> TASK DIRECTIONS
Search the material for the word "this" and copy each line that holds it.

> MATERIAL PROVIDED

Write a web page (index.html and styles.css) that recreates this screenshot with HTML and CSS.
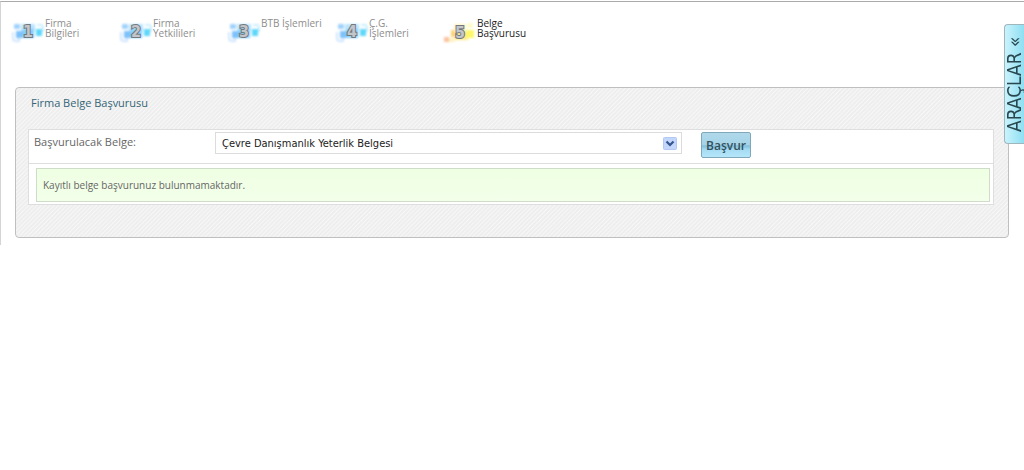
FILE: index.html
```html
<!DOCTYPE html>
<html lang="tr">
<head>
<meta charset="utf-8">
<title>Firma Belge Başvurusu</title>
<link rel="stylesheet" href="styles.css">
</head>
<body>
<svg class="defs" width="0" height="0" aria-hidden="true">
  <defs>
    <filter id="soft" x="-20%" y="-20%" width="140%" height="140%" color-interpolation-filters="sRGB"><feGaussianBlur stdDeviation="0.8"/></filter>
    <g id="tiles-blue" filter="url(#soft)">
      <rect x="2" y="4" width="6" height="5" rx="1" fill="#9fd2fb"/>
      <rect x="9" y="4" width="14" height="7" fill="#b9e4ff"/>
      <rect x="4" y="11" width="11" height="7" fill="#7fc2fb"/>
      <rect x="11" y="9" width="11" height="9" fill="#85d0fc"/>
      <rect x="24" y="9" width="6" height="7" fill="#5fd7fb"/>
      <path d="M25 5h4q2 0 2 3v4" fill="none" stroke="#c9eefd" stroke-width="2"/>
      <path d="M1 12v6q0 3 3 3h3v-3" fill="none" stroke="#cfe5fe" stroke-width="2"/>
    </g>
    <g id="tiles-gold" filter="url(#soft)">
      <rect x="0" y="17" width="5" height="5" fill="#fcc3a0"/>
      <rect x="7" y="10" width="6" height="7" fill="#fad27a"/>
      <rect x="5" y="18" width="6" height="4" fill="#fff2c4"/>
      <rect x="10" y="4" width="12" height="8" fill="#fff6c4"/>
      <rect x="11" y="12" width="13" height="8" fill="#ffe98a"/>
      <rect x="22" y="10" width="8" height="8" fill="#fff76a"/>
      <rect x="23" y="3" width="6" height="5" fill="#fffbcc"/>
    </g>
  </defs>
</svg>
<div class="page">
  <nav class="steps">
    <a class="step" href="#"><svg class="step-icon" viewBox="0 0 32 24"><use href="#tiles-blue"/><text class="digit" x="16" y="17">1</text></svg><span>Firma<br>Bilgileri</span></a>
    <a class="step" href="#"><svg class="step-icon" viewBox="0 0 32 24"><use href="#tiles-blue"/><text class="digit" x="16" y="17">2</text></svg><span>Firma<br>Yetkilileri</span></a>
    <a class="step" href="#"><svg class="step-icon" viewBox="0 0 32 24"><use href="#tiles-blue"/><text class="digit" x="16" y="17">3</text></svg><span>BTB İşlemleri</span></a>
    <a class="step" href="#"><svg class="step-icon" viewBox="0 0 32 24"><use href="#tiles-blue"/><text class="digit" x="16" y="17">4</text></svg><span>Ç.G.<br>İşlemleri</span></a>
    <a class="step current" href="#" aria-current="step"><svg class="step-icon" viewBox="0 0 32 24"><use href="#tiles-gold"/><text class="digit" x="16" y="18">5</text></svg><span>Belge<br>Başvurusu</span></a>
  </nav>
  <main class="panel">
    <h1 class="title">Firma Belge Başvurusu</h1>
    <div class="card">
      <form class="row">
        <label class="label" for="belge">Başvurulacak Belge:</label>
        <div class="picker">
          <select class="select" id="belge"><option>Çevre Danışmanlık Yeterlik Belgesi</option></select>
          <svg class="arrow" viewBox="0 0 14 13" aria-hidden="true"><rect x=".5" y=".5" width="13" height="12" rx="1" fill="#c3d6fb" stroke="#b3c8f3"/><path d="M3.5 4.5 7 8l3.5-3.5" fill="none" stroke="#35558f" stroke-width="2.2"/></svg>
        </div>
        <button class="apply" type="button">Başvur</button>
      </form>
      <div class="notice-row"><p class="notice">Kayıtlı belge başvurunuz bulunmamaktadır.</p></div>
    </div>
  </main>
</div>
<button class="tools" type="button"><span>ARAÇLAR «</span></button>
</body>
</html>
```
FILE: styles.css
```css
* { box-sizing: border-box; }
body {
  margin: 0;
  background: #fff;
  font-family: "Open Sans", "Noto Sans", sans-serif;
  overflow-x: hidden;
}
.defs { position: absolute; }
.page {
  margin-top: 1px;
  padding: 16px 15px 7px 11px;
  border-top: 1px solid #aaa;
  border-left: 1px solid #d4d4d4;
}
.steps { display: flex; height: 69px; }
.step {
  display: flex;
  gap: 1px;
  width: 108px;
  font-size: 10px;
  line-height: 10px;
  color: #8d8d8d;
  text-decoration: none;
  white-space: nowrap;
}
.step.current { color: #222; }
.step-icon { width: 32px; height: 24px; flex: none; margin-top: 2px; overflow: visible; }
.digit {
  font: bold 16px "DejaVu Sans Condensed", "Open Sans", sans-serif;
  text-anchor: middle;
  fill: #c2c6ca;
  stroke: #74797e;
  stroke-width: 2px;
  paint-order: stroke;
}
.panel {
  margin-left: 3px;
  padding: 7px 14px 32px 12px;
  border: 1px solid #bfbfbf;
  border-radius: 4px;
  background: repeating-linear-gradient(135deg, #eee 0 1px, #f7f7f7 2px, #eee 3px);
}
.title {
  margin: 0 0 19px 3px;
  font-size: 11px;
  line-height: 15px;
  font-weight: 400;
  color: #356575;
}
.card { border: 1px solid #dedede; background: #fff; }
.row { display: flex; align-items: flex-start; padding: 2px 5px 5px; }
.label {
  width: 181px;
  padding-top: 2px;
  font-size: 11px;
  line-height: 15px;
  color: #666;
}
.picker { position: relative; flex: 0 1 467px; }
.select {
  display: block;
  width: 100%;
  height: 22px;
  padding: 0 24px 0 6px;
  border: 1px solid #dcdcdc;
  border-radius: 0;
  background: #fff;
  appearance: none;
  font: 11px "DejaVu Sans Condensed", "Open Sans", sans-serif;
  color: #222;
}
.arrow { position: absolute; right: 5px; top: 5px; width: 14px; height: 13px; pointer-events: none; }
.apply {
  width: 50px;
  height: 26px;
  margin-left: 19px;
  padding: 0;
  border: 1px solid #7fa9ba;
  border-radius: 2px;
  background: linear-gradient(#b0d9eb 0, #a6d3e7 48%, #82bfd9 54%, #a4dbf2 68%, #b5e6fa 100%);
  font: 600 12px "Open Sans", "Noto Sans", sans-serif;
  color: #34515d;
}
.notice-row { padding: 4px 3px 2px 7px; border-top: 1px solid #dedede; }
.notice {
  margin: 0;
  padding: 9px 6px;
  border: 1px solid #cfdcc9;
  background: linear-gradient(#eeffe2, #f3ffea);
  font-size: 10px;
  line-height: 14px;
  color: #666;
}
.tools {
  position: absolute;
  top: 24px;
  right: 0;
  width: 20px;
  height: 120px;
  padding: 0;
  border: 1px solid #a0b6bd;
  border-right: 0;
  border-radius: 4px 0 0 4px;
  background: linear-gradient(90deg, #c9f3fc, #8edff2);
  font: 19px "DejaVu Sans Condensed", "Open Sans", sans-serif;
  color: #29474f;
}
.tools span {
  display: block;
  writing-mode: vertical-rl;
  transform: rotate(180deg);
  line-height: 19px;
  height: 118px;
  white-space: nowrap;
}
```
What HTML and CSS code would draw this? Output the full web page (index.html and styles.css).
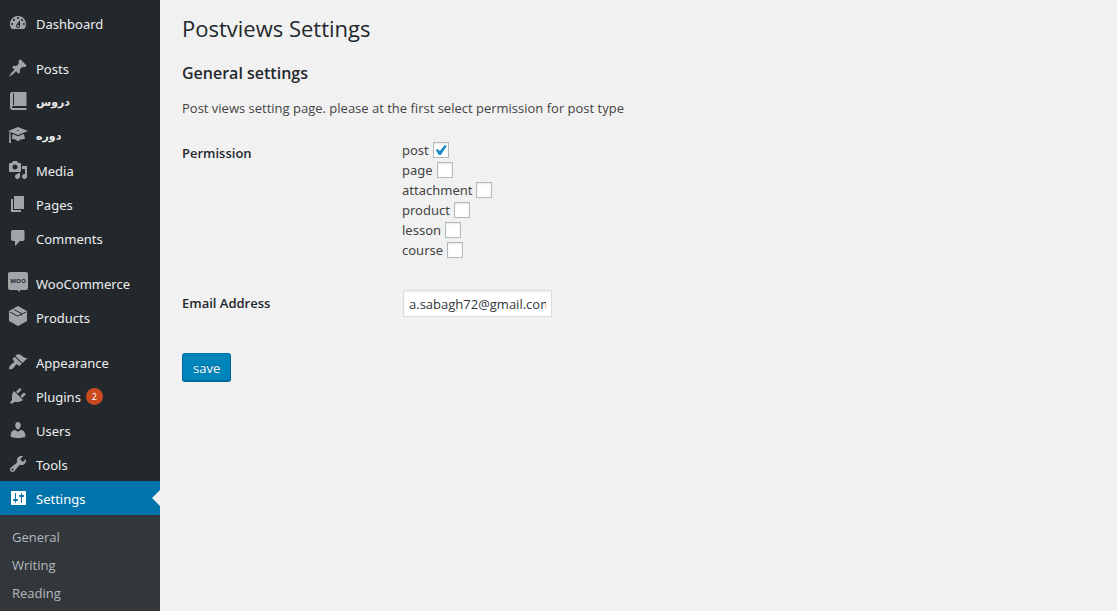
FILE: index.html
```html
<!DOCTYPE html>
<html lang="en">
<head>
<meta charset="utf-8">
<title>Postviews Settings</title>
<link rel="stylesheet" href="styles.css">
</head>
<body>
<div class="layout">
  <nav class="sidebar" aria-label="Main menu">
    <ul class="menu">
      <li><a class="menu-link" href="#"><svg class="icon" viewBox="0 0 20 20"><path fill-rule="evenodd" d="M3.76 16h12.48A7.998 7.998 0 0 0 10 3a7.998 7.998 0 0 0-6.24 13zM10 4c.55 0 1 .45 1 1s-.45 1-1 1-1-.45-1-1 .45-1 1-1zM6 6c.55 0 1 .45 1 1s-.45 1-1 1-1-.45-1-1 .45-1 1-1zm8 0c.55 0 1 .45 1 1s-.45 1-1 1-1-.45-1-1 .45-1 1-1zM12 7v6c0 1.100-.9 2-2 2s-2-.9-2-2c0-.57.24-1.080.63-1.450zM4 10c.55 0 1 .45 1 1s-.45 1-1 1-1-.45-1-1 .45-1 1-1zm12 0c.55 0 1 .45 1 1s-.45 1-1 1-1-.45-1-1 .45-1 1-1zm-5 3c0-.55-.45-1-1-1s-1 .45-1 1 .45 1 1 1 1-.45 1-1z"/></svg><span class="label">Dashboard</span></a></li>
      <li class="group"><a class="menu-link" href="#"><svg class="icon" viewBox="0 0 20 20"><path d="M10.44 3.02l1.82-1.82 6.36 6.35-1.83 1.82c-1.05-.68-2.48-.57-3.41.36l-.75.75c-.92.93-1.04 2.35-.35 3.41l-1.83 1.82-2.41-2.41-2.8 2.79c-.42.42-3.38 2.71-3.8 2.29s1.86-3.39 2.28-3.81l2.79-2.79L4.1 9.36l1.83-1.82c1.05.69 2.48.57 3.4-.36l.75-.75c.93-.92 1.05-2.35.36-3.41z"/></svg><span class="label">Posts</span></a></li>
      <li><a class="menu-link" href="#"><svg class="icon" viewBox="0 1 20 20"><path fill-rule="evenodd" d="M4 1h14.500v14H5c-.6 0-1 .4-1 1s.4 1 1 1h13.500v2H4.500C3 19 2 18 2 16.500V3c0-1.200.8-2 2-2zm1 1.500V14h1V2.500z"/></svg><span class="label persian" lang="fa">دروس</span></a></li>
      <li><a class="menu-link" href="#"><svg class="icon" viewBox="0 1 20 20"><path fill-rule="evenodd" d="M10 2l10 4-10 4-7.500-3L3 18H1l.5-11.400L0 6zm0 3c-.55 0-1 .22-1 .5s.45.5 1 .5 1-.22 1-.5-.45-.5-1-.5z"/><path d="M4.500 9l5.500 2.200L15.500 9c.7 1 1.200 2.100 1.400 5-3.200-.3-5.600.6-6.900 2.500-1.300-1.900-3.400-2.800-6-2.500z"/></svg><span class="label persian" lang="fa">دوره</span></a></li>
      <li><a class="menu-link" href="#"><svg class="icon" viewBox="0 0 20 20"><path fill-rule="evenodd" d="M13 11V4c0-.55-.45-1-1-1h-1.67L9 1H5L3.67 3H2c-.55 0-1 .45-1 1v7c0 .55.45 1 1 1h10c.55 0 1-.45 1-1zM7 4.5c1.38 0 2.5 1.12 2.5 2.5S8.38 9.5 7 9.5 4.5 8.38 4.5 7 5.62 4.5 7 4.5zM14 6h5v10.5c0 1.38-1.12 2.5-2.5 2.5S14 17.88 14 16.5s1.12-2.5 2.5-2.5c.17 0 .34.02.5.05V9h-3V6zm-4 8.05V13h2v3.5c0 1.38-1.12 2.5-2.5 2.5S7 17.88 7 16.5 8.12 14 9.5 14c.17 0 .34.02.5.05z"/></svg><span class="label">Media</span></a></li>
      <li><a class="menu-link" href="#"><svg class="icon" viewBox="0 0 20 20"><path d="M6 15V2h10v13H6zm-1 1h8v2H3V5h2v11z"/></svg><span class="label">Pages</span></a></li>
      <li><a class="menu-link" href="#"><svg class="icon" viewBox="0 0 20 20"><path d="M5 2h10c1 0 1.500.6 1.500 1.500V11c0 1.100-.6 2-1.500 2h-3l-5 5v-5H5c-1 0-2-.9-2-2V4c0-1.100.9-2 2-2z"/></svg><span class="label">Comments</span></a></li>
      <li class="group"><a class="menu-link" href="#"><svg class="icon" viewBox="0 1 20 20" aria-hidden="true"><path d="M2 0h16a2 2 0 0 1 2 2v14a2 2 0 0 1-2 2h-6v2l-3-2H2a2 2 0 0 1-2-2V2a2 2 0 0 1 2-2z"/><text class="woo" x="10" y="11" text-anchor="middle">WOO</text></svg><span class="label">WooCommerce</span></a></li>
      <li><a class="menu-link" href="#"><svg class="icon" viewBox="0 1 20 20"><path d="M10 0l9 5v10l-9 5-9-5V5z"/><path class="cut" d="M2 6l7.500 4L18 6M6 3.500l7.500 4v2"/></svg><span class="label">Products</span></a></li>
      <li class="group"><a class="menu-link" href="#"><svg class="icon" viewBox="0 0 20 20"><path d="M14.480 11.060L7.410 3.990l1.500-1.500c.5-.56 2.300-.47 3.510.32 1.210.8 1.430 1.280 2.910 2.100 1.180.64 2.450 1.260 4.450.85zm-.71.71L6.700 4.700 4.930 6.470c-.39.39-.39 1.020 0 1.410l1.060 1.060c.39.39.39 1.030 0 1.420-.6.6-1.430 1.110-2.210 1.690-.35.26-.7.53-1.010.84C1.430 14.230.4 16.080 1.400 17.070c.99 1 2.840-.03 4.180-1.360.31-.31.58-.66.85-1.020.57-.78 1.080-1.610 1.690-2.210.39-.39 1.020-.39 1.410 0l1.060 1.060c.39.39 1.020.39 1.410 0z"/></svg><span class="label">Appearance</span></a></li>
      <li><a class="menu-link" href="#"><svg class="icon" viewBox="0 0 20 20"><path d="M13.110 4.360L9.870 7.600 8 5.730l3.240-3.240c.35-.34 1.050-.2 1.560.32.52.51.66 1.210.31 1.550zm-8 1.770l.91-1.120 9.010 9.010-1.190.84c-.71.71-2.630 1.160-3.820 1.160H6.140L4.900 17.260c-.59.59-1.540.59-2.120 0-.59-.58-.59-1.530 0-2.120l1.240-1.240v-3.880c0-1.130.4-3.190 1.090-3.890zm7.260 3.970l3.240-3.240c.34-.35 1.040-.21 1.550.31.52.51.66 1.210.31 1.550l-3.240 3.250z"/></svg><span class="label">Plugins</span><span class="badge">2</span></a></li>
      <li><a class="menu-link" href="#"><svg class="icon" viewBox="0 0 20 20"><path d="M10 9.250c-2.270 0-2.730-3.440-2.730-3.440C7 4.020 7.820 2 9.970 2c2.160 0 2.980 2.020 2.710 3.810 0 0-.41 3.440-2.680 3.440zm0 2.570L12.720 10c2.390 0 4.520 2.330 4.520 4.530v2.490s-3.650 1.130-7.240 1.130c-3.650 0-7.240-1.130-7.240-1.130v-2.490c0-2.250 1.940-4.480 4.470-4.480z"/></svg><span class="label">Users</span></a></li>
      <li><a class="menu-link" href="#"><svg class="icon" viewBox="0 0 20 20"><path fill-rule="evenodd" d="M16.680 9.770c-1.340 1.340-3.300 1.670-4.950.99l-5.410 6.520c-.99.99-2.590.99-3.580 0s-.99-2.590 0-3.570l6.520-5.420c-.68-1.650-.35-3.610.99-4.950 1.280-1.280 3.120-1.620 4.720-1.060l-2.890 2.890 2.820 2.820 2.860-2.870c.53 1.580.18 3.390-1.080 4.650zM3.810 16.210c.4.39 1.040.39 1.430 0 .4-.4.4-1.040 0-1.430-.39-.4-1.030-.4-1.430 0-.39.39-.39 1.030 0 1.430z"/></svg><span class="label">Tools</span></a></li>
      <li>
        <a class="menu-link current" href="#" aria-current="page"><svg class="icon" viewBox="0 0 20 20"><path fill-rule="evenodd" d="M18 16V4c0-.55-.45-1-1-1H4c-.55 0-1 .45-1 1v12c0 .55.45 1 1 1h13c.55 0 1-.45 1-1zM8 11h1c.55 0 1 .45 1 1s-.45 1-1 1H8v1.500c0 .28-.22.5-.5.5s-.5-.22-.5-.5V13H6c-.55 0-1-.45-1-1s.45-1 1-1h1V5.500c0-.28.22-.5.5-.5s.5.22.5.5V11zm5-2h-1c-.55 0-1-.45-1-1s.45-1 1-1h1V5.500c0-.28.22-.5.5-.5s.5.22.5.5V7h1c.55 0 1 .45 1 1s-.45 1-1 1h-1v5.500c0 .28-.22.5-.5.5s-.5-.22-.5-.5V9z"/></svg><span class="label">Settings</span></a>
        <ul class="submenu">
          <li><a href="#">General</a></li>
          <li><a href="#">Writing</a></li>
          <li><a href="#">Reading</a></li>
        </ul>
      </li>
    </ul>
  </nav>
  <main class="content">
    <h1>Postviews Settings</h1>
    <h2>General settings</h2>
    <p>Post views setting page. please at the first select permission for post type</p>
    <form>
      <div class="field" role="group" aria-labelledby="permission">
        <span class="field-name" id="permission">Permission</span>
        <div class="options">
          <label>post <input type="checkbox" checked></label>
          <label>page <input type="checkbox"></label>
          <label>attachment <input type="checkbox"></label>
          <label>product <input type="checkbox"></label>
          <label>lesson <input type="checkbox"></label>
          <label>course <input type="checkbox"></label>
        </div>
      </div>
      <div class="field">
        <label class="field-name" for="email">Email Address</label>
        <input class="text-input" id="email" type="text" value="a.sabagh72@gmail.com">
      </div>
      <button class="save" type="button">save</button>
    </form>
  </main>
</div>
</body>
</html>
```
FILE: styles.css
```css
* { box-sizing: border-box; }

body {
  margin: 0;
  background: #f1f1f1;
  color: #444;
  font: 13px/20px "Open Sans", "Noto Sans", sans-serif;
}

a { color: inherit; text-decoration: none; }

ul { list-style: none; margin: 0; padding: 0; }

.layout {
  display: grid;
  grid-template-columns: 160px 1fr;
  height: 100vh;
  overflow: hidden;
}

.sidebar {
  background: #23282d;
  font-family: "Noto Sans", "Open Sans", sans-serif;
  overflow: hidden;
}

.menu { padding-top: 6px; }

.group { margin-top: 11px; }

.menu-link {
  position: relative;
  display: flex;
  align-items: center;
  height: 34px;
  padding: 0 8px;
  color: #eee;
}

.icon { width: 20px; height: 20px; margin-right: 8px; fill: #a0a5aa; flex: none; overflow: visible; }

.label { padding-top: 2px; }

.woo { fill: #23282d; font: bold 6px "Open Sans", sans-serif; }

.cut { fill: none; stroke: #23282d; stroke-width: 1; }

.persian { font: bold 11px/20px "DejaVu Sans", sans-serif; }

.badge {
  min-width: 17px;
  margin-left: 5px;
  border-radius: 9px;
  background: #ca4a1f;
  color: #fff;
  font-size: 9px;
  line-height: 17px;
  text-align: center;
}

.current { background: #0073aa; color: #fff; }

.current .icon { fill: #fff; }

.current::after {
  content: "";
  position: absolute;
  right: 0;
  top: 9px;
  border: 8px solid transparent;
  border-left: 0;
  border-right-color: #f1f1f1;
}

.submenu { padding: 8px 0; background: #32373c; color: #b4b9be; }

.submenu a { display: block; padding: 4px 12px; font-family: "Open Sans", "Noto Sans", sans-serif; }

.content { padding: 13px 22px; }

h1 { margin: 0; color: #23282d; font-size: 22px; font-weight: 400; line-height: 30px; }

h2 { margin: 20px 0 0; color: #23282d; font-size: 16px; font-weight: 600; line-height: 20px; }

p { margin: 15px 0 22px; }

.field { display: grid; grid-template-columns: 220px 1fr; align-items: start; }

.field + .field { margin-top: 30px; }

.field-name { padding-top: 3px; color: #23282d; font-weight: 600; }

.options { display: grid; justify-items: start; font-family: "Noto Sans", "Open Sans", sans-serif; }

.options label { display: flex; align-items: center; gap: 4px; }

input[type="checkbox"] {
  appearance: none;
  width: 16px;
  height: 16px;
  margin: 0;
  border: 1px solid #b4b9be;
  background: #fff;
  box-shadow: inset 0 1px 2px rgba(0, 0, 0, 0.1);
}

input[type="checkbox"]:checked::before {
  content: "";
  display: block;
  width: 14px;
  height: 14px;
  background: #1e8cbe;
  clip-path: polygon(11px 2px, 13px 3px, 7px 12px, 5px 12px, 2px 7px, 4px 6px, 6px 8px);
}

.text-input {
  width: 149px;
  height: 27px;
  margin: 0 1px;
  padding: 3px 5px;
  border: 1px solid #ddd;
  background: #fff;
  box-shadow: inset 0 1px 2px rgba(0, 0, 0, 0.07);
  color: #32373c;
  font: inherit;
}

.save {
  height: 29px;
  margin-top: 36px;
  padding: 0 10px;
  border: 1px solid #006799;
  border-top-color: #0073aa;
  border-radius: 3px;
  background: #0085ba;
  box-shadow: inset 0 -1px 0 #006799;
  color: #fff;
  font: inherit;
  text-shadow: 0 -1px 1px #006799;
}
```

> RESPONSE
Write a web page (index.html and styles.css) that recreates this screenshot with HTML and CSS.
What HTML and CSS code would draw this? Output the full web page (index.html and styles.css).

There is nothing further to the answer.